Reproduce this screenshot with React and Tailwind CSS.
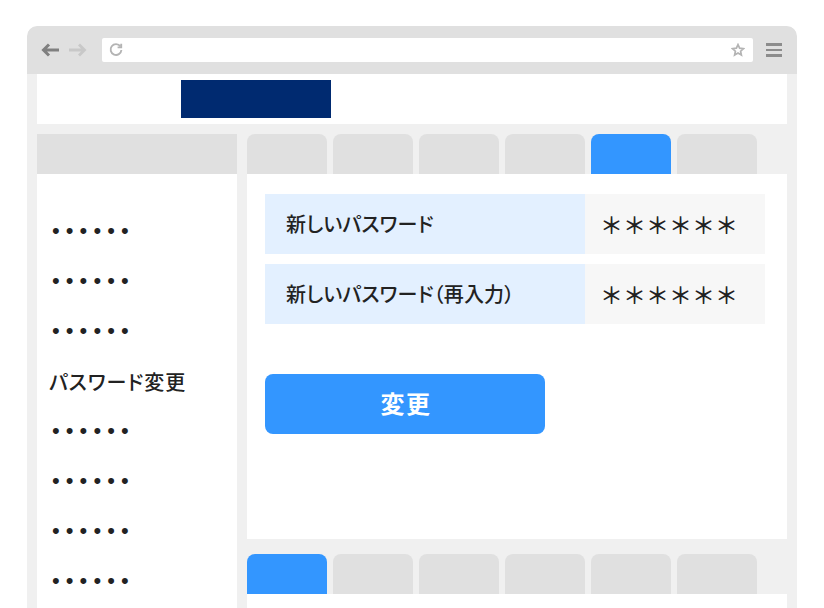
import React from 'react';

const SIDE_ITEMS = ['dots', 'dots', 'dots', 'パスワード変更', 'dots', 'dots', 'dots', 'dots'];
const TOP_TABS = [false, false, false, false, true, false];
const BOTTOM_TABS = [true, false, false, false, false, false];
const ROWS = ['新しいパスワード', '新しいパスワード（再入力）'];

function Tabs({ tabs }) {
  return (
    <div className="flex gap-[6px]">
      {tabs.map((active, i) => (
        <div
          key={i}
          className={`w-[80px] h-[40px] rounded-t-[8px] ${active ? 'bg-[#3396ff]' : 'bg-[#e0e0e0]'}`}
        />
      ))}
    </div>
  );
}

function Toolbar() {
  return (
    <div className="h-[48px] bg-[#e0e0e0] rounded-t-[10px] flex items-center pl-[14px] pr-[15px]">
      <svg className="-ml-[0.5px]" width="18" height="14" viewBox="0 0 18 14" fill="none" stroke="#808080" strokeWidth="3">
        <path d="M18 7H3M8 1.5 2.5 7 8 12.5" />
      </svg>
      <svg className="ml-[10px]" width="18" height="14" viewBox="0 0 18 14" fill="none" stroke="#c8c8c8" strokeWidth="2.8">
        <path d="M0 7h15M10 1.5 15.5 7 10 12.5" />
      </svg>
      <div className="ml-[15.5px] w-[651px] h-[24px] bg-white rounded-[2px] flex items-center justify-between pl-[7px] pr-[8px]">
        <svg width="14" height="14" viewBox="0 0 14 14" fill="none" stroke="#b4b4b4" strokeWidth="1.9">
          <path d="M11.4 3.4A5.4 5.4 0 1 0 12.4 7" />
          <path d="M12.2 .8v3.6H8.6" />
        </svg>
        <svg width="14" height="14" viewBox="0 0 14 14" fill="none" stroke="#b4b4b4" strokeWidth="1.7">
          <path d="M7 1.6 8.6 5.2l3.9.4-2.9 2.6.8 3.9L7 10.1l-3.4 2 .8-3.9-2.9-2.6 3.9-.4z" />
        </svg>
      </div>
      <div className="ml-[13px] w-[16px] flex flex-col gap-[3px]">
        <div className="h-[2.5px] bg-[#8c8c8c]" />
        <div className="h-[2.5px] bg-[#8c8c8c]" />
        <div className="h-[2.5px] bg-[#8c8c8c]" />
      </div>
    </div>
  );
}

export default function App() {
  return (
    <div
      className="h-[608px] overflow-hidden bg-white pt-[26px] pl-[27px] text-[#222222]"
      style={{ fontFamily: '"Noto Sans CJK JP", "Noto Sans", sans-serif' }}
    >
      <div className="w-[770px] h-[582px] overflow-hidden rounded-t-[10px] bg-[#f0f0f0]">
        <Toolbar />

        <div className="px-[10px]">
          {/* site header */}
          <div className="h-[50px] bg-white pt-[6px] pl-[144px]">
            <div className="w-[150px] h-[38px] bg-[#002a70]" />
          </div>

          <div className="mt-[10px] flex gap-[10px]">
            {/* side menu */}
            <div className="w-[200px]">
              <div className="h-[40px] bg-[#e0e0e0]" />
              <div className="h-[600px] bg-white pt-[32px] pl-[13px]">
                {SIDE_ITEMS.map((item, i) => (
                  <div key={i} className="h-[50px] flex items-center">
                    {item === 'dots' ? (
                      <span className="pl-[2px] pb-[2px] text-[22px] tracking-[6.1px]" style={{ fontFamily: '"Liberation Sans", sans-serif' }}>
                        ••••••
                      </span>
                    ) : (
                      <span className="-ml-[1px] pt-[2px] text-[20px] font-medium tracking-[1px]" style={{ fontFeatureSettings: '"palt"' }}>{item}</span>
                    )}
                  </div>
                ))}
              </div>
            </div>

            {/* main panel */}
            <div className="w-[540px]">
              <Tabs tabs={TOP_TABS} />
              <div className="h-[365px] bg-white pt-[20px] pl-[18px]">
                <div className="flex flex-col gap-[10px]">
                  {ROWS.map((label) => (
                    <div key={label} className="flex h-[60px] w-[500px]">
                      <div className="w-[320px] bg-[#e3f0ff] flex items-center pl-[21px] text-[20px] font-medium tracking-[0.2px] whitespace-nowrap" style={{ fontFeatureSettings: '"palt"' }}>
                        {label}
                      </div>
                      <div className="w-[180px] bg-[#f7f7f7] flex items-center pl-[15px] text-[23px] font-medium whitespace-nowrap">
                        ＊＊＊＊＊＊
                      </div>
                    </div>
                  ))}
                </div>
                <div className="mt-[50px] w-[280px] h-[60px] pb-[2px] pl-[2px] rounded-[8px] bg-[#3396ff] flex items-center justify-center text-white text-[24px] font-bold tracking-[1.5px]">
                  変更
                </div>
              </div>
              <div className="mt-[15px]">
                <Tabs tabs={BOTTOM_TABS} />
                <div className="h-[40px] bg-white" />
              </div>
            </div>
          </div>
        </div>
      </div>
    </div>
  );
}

--

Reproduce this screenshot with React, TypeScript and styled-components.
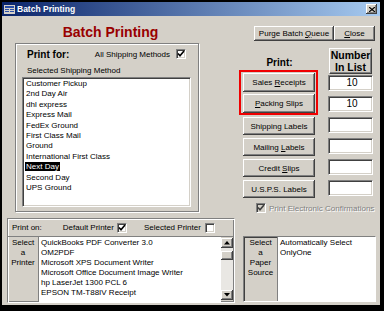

• PROBLEM TO WORK ON: List the lines of the entries that include "screenshot".

• TASK OUTPUT:
Reproduce this screenshot with React and Tailwind CSS.
Reproduce this screenshot with React, TypeScript and styled-components.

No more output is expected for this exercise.